Comment échapper aux plus extravagants accaparements et à la corruption dans de telles conditions ? ce régime porte en lui, de façon structurelle, les bases et conditions de la corruption. De toutes parts, et de toujours, il se nourrit de corrupteurs et de corrompus». Le Pr Aktouf laissera, ainsi, entendre que pour sauvegarder ses intérêts, le régime bouteflikien et ses bailleurs de fonds, il était évident que des compromissions, il en fallait et elles étaient sans fin. Et «qui dit compromissions, dit ‘‘clans’’, et qui dit clans, dit constants jeux de ‘‘monnaies d’échange’’ et autres ‘‘renvoi d’ascenseur’’.

Les pouvoirs installés et désinstallés en Algérie depuis juillet 1962 n’ont jamais été que coup de force, pour ne pas dire coups d’Etat, plus ou moins déguisés, par urnes interposées ou non. Dans ces conditions, il ne peut que fleurir un terreau parfaitement idéal pour entretenir opacité totale autour de tout ce qui touche à la chose politique et économique : donc, nominations aux postes-clés de serviles commensaux et portes ouvertes à tous les détournements, abus de biens sociaux, accaparements…, bref, à tous les visages de la corruption que l’on peut imaginer».

Or, ce mode de gouvernance, tient-il à souligner, «est basé, en soi, sur quelques pivots essentiels qui en font l’essence : la domination des milieux d’argent sur le politique, l’appât, légal mais immoral, du gain à tout prix ; l’idolâtrie de la réussite, par tous moyens possibles, matérielle, privée-égoïste, le mythe d’un dieu-marché qui, magiquement, organise les gains et mérites des uns et des autres…»

La force de la loi ou la loi de la force…

C’est dire que même si le président déchu a pu être épargné par la justice puisque, «en théorie du droit constitutionnel, même le premier magistrat du pays est constitutionnellement justiciable si l’une ou l`autre des conditions énoncées dans le dispositif de la loi fondamentale est présente (article 158 de la Constitution de 1996 qui dispose ‘‘il est institué une Haute Cour de l’Etat pour connaître des actes pouvant être qualifiés de haute trahison du président de la République, des crimes et délits du Premier ministre, commis dans l`exercice de leur fonction’’), nombre de textes confère, par contre, beaucoup de latitude aux magistrats du tribunal de Sidi M’hamed concernant les ex-hommes de main de l’ex-locataire d’El Mouradia.

L’ossature de ces moyens, est, particulièrement, axée sur «la loi sur la lutte contre la corruption, adoptée par le parlement quatre jours avant une date commémorative des fameuses ordonnances sur les nationalisations des hydrocarbures en Algérie.

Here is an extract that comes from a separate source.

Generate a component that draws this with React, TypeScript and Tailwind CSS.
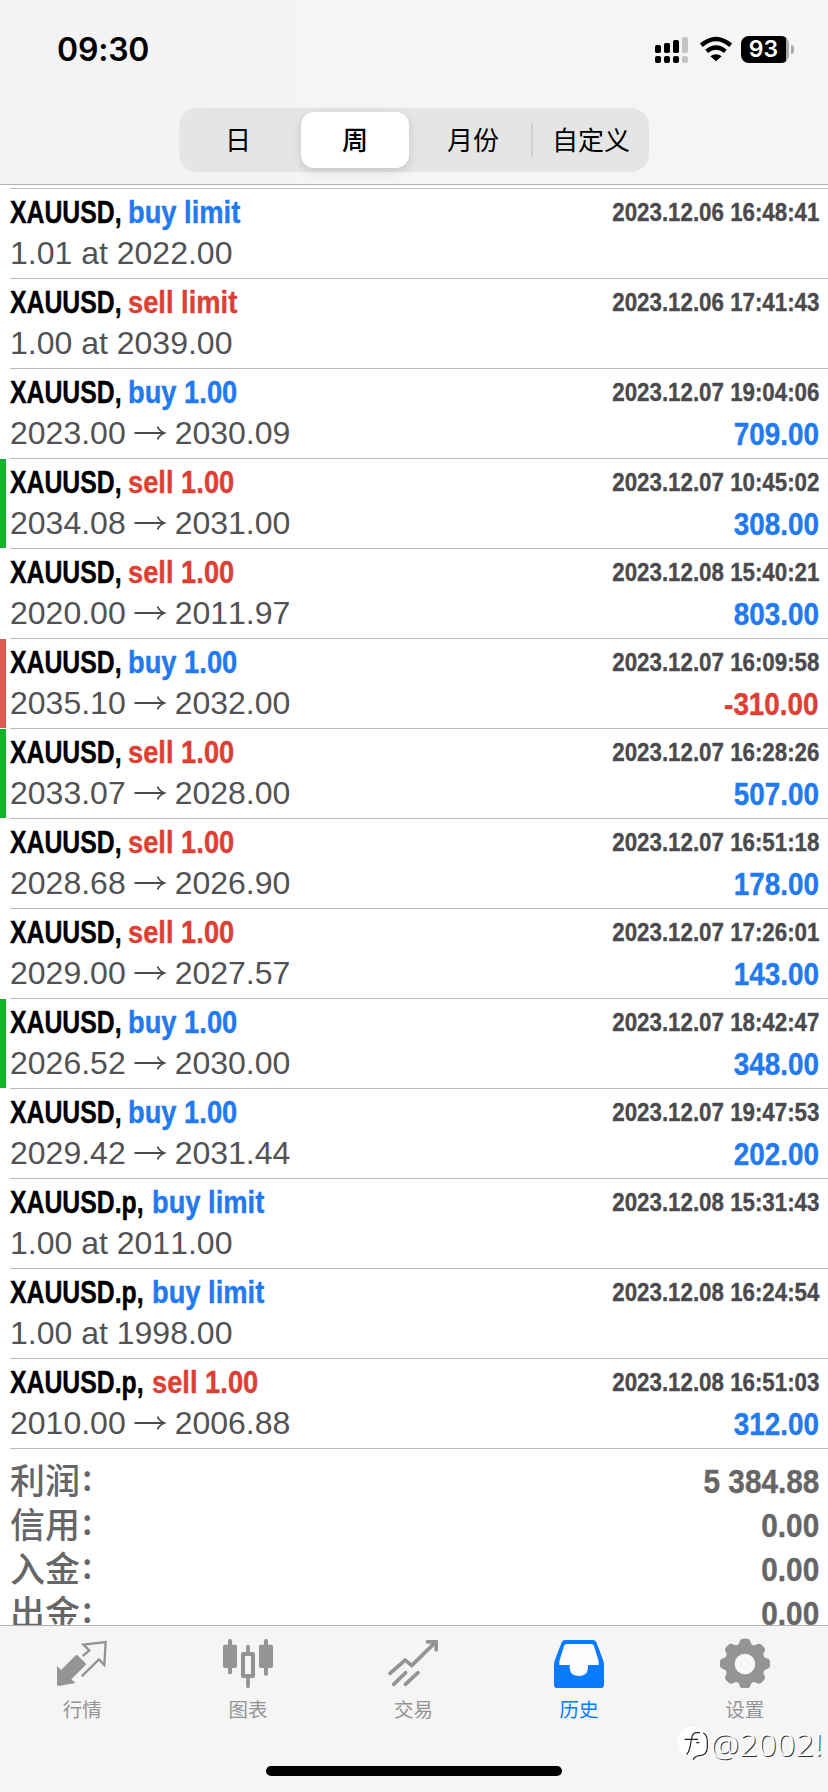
import clsx from 'clsx';
import type { ReactNode } from 'react';

type Deal = {
    symbol: string;
    side: 'buy' | 'sell';
    size: string;
    from: string;
    to?: string;
    time: string;
    profit?: string;
    mark?: 'green' | 'red';
};

const deals: Deal[] = [
    { symbol: 'XAUUSD', side: 'buy', size: 'limit', from: '1.01 at 2022.00', time: '2023.12.06 16:48:41' },
    { symbol: 'XAUUSD', side: 'sell', size: 'limit', from: '1.00 at 2039.00', time: '2023.12.06 17:41:43' },
    { symbol: 'XAUUSD', side: 'buy', size: '1.00', from: '2023.00', to: '2030.09', time: '2023.12.07 19:04:06', profit: '709.00' },
    { symbol: 'XAUUSD', side: 'sell', size: '1.00', from: '2034.08', to: '2031.00', time: '2023.12.07 10:45:02', profit: '308.00', mark: 'green' },
    { symbol: 'XAUUSD', side: 'sell', size: '1.00', from: '2020.00', to: '2011.97', time: '2023.12.08 15:40:21', profit: '803.00' },
    { symbol: 'XAUUSD', side: 'buy', size: '1.00', from: '2035.10', to: '2032.00', time: '2023.12.07 16:09:58', profit: '-310.00', mark: 'red' },
    { symbol: 'XAUUSD', side: 'sell', size: '1.00', from: '2033.07', to: '2028.00', time: '2023.12.07 16:28:26', profit: '507.00', mark: 'green' },
    { symbol: 'XAUUSD', side: 'sell', size: '1.00', from: '2028.68', to: '2026.90', time: '2023.12.07 16:51:18', profit: '178.00' },
    { symbol: 'XAUUSD', side: 'sell', size: '1.00', from: '2029.00', to: '2027.57', time: '2023.12.07 17:26:01', profit: '143.00' },
    { symbol: 'XAUUSD', side: 'buy', size: '1.00', from: '2026.52', to: '2030.00', time: '2023.12.07 18:42:47', profit: '348.00', mark: 'green' },
    { symbol: 'XAUUSD', side: 'buy', size: '1.00', from: '2029.42', to: '2031.44', time: '2023.12.07 19:47:53', profit: '202.00' },
    { symbol: 'XAUUSD.p', side: 'buy', size: 'limit', from: '1.00 at 2011.00', time: '2023.12.08 15:31:43' },
    { symbol: 'XAUUSD.p', side: 'buy', size: 'limit', from: '1.00 at 1998.00', time: '2023.12.08 16:24:54' },
    { symbol: 'XAUUSD.p', side: 'sell', size: '1.00', from: '2010.00', to: '2006.88', time: '2023.12.08 16:51:03', profit: '312.00' },
];

const summary = [
    { label: '利润', value: '5 384.88' },
    { label: '信用', value: '0.00' },
    { label: '入金', value: '0.00' },
    { label: '出金', value: '0.00' },
];

function StatusBar() {
    return (
        <div className="flex h-[98px] items-start justify-between pl-[57px] pr-[34px]">
            <span className="mt-[30px] font-['Inter',sans-serif] text-[32px] font-semibold leading-[40px] tracking-[-0.2px] text-black">
                09:30
            </span>
            <div className="mt-9 flex items-start">
                <svg className="h-[27px] w-[33px]" viewBox="0 0 99 81">
                    <rect x="0" y="27" width="18" height="24" rx="5" />
                    <rect x="27" y="21" width="18" height="30" rx="5" />
                    <rect x="54" y="12" width="18" height="39" rx="5" />
                    <rect x="81" y="3" width="18" height="48" rx="5" fill="#c4c4c6" />
                    <rect x="0" y="60" width="18" height="21" rx="6" />
                    <rect x="27" y="60" width="18" height="21" rx="6" />
                    <rect x="54" y="60" width="18" height="21" rx="6" />
                    <rect x="81" y="60" width="18" height="21" rx="6" fill="#c4c4c6" />
                </svg>
                <svg className="ml-[12px] h-[27px] w-[32px]" viewBox="0 0 96 81" fill="none" stroke="#000" strokeWidth="13">
                    <path d="M4 28Q48 -10 92 28" />
                    <path d="M20 46Q48 23 76 46" />
                    <path d="M31 61Q48 48 65 61L48 76Z" fill="#000" stroke="none" />
                </svg>
                <div className="ml-[9px] flex h-[27px] w-[48px] overflow-hidden rounded-[8px] bg-[#a9a9ab]">
                    <div className="w-[45px] bg-black text-center font-['Inter',sans-serif] text-[23px] font-semibold leading-[27px] text-white">
                        93
                    </div>
                </div>
                <div className="ml-[2px] mt-[9px] h-[9px] w-[3px] rounded-r-full bg-[#a9a9ab]" />
            </div>
        </div>
    );
}

function PeriodTabs() {
    const tab = 'flex items-center justify-center pt-[2px]';
    return (
        <div className="mx-auto mt-[10px] flex h-16 w-[470px] rounded-[18px] bg-[#e5e5e6] py-1 text-[26px] text-black font-['Liberation_Sans','Noto_Sans_CJK_SC',sans-serif]">
            <div className={clsx(tab, 'w-[118px]')}>日</div>
            <div className={clsx(tab, 'ml-[4px] w-[108px] rounded-[13px] bg-white font-medium shadow-[0_3px_10px_rgba(0,0,0,0.14)]')}>周</div>
            <div className={clsx(tab, 'w-[122px] pl-[6px]')}>月份</div>
            <div className="my-[11px] w-[2px] bg-[#cfcfd1]" />
            <div className={clsx(tab, 'flex-1')}>自定义</div>
        </div>
    );
}

function Arrow() {
    return (
        <svg className="mx-[8.500px] inline-block h-6 w-8 align-[-1px]" viewBox="0 0 32 24" fill="none" stroke="#4b4b4d" strokeWidth="1.8">
            <path d="M0.500 12H30M23.500 5.500C25 9 27.500 11 30.500 12C27.500 13 25 15 23.500 18.500" />
        </svg>
    );
}

function DealRow({ deal }: { deal: Deal }) {
    const lossOrGain = deal.profit?.startsWith('-') ? 'text-[#dc4035]' : 'text-[#2379ef]';
    return (
        <div className="flex h-[90px]">
            <div
                className={clsx(
                    'mt-px w-[6px]',
                    deal.mark === 'green' && 'bg-[#13b32b]',
                    deal.mark === 'red' && 'bg-[#df5a4e]'
                )}
            />
            <div className="ml-[4px] flex-1 border-t border-[#bcbcbe] pr-[9px] pt-[3px]">
                <div className="flex h-10 whitespace-nowrap font-bold leading-10 [-webkit-text-stroke-width:0.4px]">
                    <div className={deal.symbol.endsWith('.p') ? 'w-[142px]' : 'w-[118px]'}>
                        <span className="inline-block origin-left scale-x-[0.775] text-[32px] text-black">{deal.symbol},</span>
                    </div>
                    <div className={clsx('flex-1 text-[32px]', deal.side === 'buy' ? 'text-[#2379ef]' : 'text-[#dc4035]')}>
                        <span className="inline-block origin-left scale-x-[0.853]">
                            {deal.side} {deal.size}
                        </span>
                    </div>
                    <span className="inline-block origin-right scale-x-[0.858] text-[26px] text-[#4b4b4d]">{deal.time}</span>
                </div>
                <div className="flex h-[42px] justify-between text-[32px] leading-[42px] [font-kerning:none]">
                    <span className="text-[#525254]">
                        {deal.from}
                        {deal.to && <Arrow />}
                        {deal.to}
                    </span>
                    {deal.profit && (
                        <span
                            className={clsx(
                                'mt-px inline-block origin-right scale-x-[0.87] font-bold [-webkit-text-stroke-width:0.4px]',
                                lossOrGain
                            )}
                        >
                            {deal.profit}
                        </span>
                    )}
                </div>
            </div>
        </div>
    );
}

function Summary() {
    return (
        <div className="ml-[10px] border-t border-[#bcbcbe] pr-[9px] pt-[9px] text-[#666]">
            {summary.map((item) => (
                <div key={item.label} className="flex h-11 justify-between font-bold leading-[44px]">
                    <span className="-mt-px flex text-[35px] font-medium font-['Noto_Sans_CJK_SC',sans-serif]">
                        {item.label}
                        <span className="-mt-[3px] ml-[2px]">:</span>
                    </span>
                    <span className="mt-px inline-block origin-right scale-x-[0.875] text-[34px] [-webkit-text-stroke-width:0.4px]">
                        {item.value}
                    </span>
                </div>
            ))}
        </div>
    );
}

function TabItem({ label, active, children }: { label: string; active?: boolean; children: ReactNode }) {
    return (
        <div className={clsx('flex flex-1 flex-col items-center', active ? 'text-[#0a7aff]' : 'text-[#949494]')}>
            <svg className="mt-3 mr-[1px] h-[50px] w-[50px]" viewBox="0 0 150 150" fill="currentColor">
                {children}
            </svg>
            <span className="mr-[1px] mt-[6px] text-[19.5px] leading-[30px] font-['Noto_Sans_CJK_SC',sans-serif]">{label}</span>
        </div>
    );
}

// eight wide teeth with soft shoulders
const gearPath =
    Array.from({ length: 240 }, (_, i) => {
        const a = (i / 240) * Math.PI * 2;
        const r = 67 + 8.5 * Math.tanh(1.6 * (Math.cos(8 * a) + 0.4));
        return `${i ? 'L' : 'M'}${(75 + r * Math.cos(a)).toFixed(1)} ${(77 + r * Math.sin(a)).toFixed(1)}`;
    }).join('') + 'Z';

function TabBar() {
    return (
        <div className="relative h-[167px] border-t border-[#b0b0b2] bg-[#f5f5f6]">
            <div className="flex">
                <TabItem label="行情">
                    <path d="M0 83L12 96L57 51Q60 50 63 53L85 75Q88 78 86 81L43 124L55 135L6 144L0 142Z" />
                    <path d="M77 54L97 37L79 20L146 12L142 81L126 64L74 115" fill="none" stroke="currentColor" strokeWidth="7" />
                </TabItem>
                <TabItem label="图表">
                    <rect x="0" y="20" width="42" height="70" rx="5" />
                    <rect x="15" y="3" width="12" height="106" rx="5" />
                    <rect x="108" y="20" width="42" height="70" rx="5" />
                    <rect x="123" y="3" width="12" height="110" rx="5" />
                    <rect x="60" y="48" width="30" height="66" fill="none" stroke="currentColor" strokeWidth="12" strokeLinejoin="round" />
                    <path d="M75 26V44M75 118V145" stroke="currentColor" strokeWidth="11" strokeLinecap="round" />
                </TabItem>
                <TabItem label="交易">
                    <g fill="none" stroke="currentColor" strokeWidth="11" strokeLinecap="round" strokeLinejoin="round">
                        <path d="M6 106L52 66L71 83L141 14" />
                        <path d="M118 11.500H144.500V36" strokeLinejoin="miter" />
                        <path d="M17 139L53 104M52 139L90 104" />
                    </g>
                </TabItem>
                <TabItem label="历史" active>
                    <path d="M34 6H116Q124 6 127 13L146 62Q150 72 150 80V140Q150 150 140 150H10Q0 150 0 140V80Q0 72 4 62L23 13Q26 6 34 6Z" />
                    <path
                        d="M38 18H112Q118 18 120 24L134 70V81H102V90Q100 114 74.500 114Q49 114 47 90V81H16V70L30 24Q32 18 38 18Z"
                        fill="#fdfdfe"
                    />
                </TabItem>
                <TabItem label="设置">
                    <path d={gearPath} />
                    <circle cx="75" cy="78" r="31" fill="#f9f9f9" />
                    <circle cx="75" cy="78" r="13" fill="none" stroke="#eeeeef" strokeWidth="4" />
                </TabItem>
            </div>
            <div className="absolute bottom-[16px] left-[266px] h-[10px] w-[296px] rounded-full bg-black" />
            <Watermark />
        </div>
    );
}

function Watermark() {
    return (
        <div className="absolute right-[5px] top-[98px] flex items-center">
            <svg className="h-[36px] w-[32px]" viewBox="0 0 96 108">
                <rect x="1" y="4" width="88" height="88" rx="32" fill="#fff" />
                <g fill="none" stroke="#222" strokeWidth="3.500">
                    <path d="M66 20H56Q44 20 41 36L36 64Q33 78 26 86M20 40H60M55 50H64" />
                    <path d="M76 20Q88 28 88 46V62Q88 88 64 89Q52 90 45 101" />
                </g>
            </svg>
            <span className="ml-px font-['Noto_Sans',sans-serif] text-[32px] font-light leading-[40px] tracking-[0.5px] text-white [text-shadow:1px_1px_0.5px_#333]">
                @2002!
            </span>
        </div>
    );
}

export default function App() {
    return (
        <div className="flex h-[1792px] w-[828px] flex-col overflow-hidden bg-white font-['Liberation_Sans','Noto_Sans_CJK_SC',sans-serif]">
            <div className="h-[185px] shrink-0 border-b border-[#b0b0b2] bg-linear-to-r from-[#f4f2f3] via-[#f5f5f6] to-[#f5f5f7]">
                <StatusBar />
                <PeriodTabs />
            </div>
            <div className="min-h-0 flex-1 overflow-hidden pt-[3px]">
                {deals.map((deal) => (
                    <DealRow key={deal.time} deal={deal} />
                ))}
                <Summary />
            </div>
            <TabBar />
        </div>
    );
}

Cette loi est la transposition fidèle adaptée aux engagements internationaux de l’Algérie souscrits par la ratification de la Convention internationale sur le même objet, adoptée par la communauté internationale dans son ensemble à New York le 31 octobre 2003 et qui acquiert une valeur juridique d’observation et d’exécution supérieure à la loi», explique le Professeur de droit international et relations internationales, Abdelkader Kacher.

Cette loi a pour objet de «renforcer les mesures visant à prévenir et à combattre la corruption, de promouvoir l’intégrité, la responsabilité et la transparence dans la gestion des secteurs publics et privés et de faciliter et d’appuyer la coopération internationale et l’assistance technique aux fins de la prévention et de la lutte contre la corruption, y compris le recouvrement d’avoirs», ajoute-t-il.

Ainsi, au sens de la loi algérienne du 20 février 2006, les infractions, citées au titre III, sont presque toutes présentes dans les chefs d’accusation pour lesquels comparaissent, depuis le 4 décembre courant, devant les juges de Sidi M’hamed, d’anciens ex-hauts dirigeants politiques et des hommes d’affaires : il s’agit, surtout, de «la corruption d’agents publics ; des avantages injustifiés dans les marchés publics ; de la corruption dans les marchés publics ; de la soustraction ou de l’usage illicite de biens par un agent public ; de la concussion ; des exonérations et franchises illégales ; du trafic d’influence ; de l’abus de fonctions ; du conflit d’intérêt ; de la prise illégale d’intérêts ; du défaut ou de la fausse déclaration du patrimoine ; de l’enrichissement illicite ; des cadeaux ; du financement occulte des partis politiques ; de la corruption dans le secteur privé ; de la soustraction de biens dans le secteur privé ; du blanchiment du produit du crime».

Aussi, les dispositions relatives à la complicité prévues au code pénal algérien sont applicables aux infractions contenues dans la loi de 2006 laquelle loi retient également la responsabilité pénale de la personne morale (société) pour toutes les infractions prévues, conformément aux règles édictées par le code pénal.